Здравствуйте, товарищи, дамы, господа, Это голос Токарева Вилли, Так у нас бывает, злые люди иногда Слух пускают, что тебя убили…В 1989 году мне поступило официальное предложение приехать на гастроли в Советский Союз. Организацией концертов должен был заниматься Театр Аллы Пугачевой. Но отношения у нас не сложились. Я не мог согласиться с претензиями Аллы. Например, одну песню она вообще требовала убрать из программы, к другой поменять музыку, в третьей выкинуть куплет, а при исполнении четвертой «делать рукой вот так». Я подумал: «Как же так, 15 лет я жил свободно и опять попадаю в рабство, когда мне диктуют, как я должен вести себя на сцене». И хотя контракт с Театром Пугачевой сулил мне хорошие гонорары, я решил его расторгнуть. Начался суд, который обошелся мне в 20 тыс. долларов. Но я все-таки его выиграл. После чего принял приглашение Москонцерта. И побывал в 70 городах. Мне аккомпанировал оркестр Кролла, в общей сложности почти 70 музыкантов. Мои советские гастроли затянулись на целый год. В финансовом смысле это было более чем успешное предприятие, ведь я выступал в больших залах. Но ни одной копейкой из этих денег я так и не воспользовался. Все съела инфляция в начале 90-х…

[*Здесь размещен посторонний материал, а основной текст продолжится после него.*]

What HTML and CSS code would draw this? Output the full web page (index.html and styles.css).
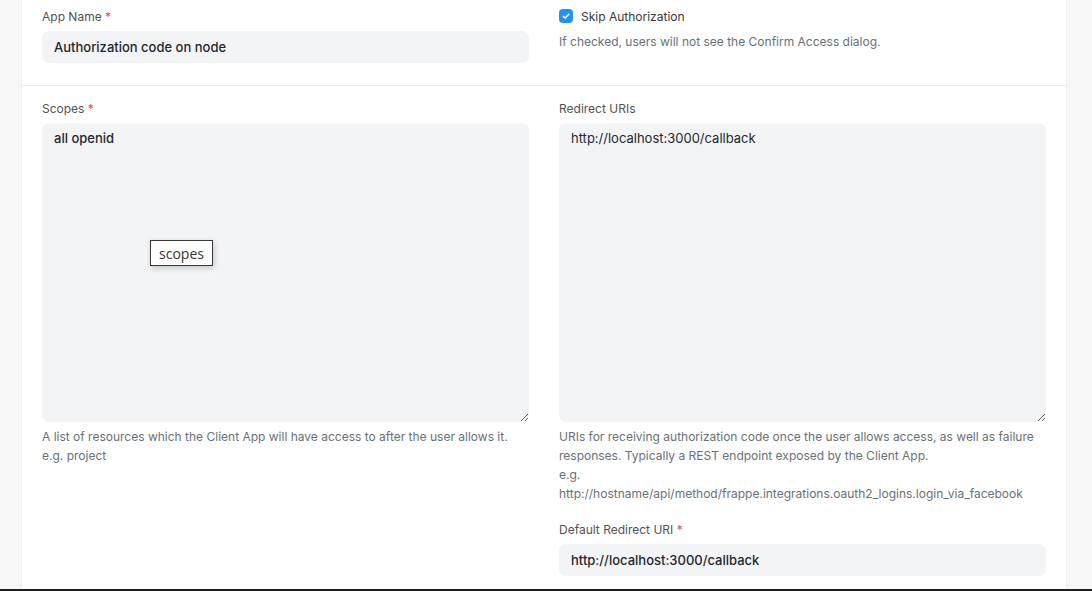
FILE: index.html
```html
<!DOCTYPE html>
<html>
<head>
<meta charset="utf-8">
<link rel="stylesheet" href="styles.css">
</head>
<body>
<div class="page">
  <div class="gutter"></div>
  <main class="card">
    <section class="section first">
      <div class="col">
        <div class="form-group">
          <label class="control-label">App Name <span class="req">*</span></label>
          <div class="input">Authorization code on node</div>
        </div>
      </div>
      <div class="col">
        <div class="form-group">
          <label class="check-row">
            <span class="checkbox"><svg width="10" height="10" viewBox="0 0 10 10"><path d="M2.2 5.2 L4.2 7 L7.8 3.2" fill="none" stroke="#fff" stroke-width="1.5" stroke-linecap="round" stroke-linejoin="round"/></svg></span>
            <span class="check-label">Skip Authorization</span>
          </label>
          <p class="help">If checked, users will not see the Confirm Access dialog.</p>
        </div>
      </div>
    </section>
    <section class="section">
      <div class="col">
        <div class="form-group">
          <label class="control-label">Scopes <span class="req">*</span></label>
          <div class="ta-wrap">
            <textarea class="textarea" readonly>all openid</textarea>
            <div class="tooltip">scopes</div>
          </div>
          <p class="help">A list of resources which the Client App will have access to after the user allows it.<br>e.g. project</p>
        </div>
      </div>
      <div class="col">
        <div class="form-group">
          <label class="control-label">Redirect URIs</label>
          <textarea class="textarea light" readonly>http://localhost:3000/callback</textarea>
          <p class="help">URIs for receiving authorization code once the user allows access, as well as failure responses. Typically a REST endpoint exposed by the Client App.<br>e.g.<br>http://hostname/api/method/frappe.integrations.oauth2_logins.login_via_facebook</p>
        </div>
        <div class="form-group spaced">
          <label class="control-label">Default Redirect URI <span class="req">*</span></label>
          <div class="input">http://localhost:3000/callback</div>
        </div>
      </div>
    </section>
  </main>
  <div class="gutter-r"></div>
</div>
<div class="bottom-bar"></div>
</body>
</html>
```
FILE: styles.css
```css
html, body {
  margin: 0;
  padding: 0;
  height: 591px;
  overflow: hidden;
  background: #f8f8f8;
  font-family: Inter, "Liberation Sans", sans-serif;
  color: #1f272e;
}
.page {
  display: flex;
  height: 589px;
  overflow: hidden;
}
.gutter { width: 21px; flex: none; }
.gutter-r { flex: 1; }
.card {
  width: 1044px;
  flex: none;
  background: #fff;
  border-left: 1px solid #ededed;
  border-right: 1px solid #ededed;
}
.section {
  display: grid;
  grid-template-columns: 1fr 1fr;
  column-gap: 30px;
  padding: 13px 20px 22px 20px;
  border-bottom: 1px solid #ededed;
}
.section.first {
  padding-top: 7px;
}
.col { min-width: 0; }
.form-group { display: flex; flex-direction: column; }
.form-group.spaced { margin-top: 17px; }
.control-label {
  font-size: 12px;
  line-height: 20px;
  color: #525252;
  margin-bottom: 4px;
}
.req { color: #e24c4c; }
.input {
  height: 32px;
  box-sizing: border-box;
  background: #f3f4f6;
  border-radius: 7px;
  padding: 0 12px;
  display: flex;
  align-items: center;
  font-size: 13px;
  font-weight: 500;
  color: #1f272e;
}
.ta-wrap { position: relative; display: flex; }
.textarea {
  display: block;
  width: 100%;
  height: 299px;
  box-sizing: border-box;
  background: #f3f4f6;
  border: none;
  border-radius: 7px;
  padding: 7px 12px;
  font-family: Inter, "Liberation Sans", sans-serif;
  font-size: 13px;
  line-height: 17px;
  font-weight: 500;
  color: #1f272e;
  resize: vertical;
  outline: none;
  margin: 0;
}
.textarea.light { font-weight: 400; }
.help {
  margin: 5px 0 0;
  font-size: 12px;
  line-height: 19px;
  color: #687178;
}
.check-row {
  display: flex;
  align-items: center;
  gap: 8px;
  height: 16px;
  margin-top: 1px;
}
.checkbox {
  width: 14px;
  height: 14px;
  border-radius: 4px;
  background: #2490ef;
  display: flex;
  align-items: center;
  justify-content: center;
}
.check-label {
  font-size: 12px;
  color: #383838;
}
.first .help { margin-top: 8px; }
.tooltip {
  position: absolute;
  left: 108px;
  top: 117px;
  width: 63px;
  height: 26px;
  box-sizing: border-box;
  border: 1px solid #3a3a3a;
  background: #fff;
  box-shadow: 1px 2px 6px rgba(0,0,0,0.2);
  font-family: "Open Sans", "DejaVu Sans", sans-serif;
  font-size: 14px;
  color: #333;
  display: flex;
  align-items: center;
  justify-content: center;
}
.bottom-bar {
  height: 2px;
  background: #1e1e1e;
}
```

Тогда за полгода маэстро дал около двухсот аншлаговых концертов.
Вилли Токарев на сцене БКЗ «Октябрьский». Петербург, 2000-е годы. Фото Е. Гиршева.
Работоспособность артиста удивляет многих. Вилли Иванович не делает тайны из своего метода поддержания формы.
«Мне достаточно поспать полчаса, и я восстанавливаюсь, так было всегда, еще в Советском Союзе, наверное, это дано от природы. Я могу уйти в объятия Морфея в любой обстановке. Когда я увлечен работой, то усталости почти не бывает. Этот ритм выработался у меня очень давно. Во время службы на торговых судах некоторые моряки не выдерживали жары при переходе экватора, падали в обморок, и я отстаивал свою вахту, а потом еще и за них. Я живу по внутреннему ритму и считаю, что размеренность уничтожает человека. Организм, когда находится в стрессовой ситуации, он закаляется. Когда плуг стоит — он ржавеет, а когда им пашут — он блестит. Парадокс, но это так.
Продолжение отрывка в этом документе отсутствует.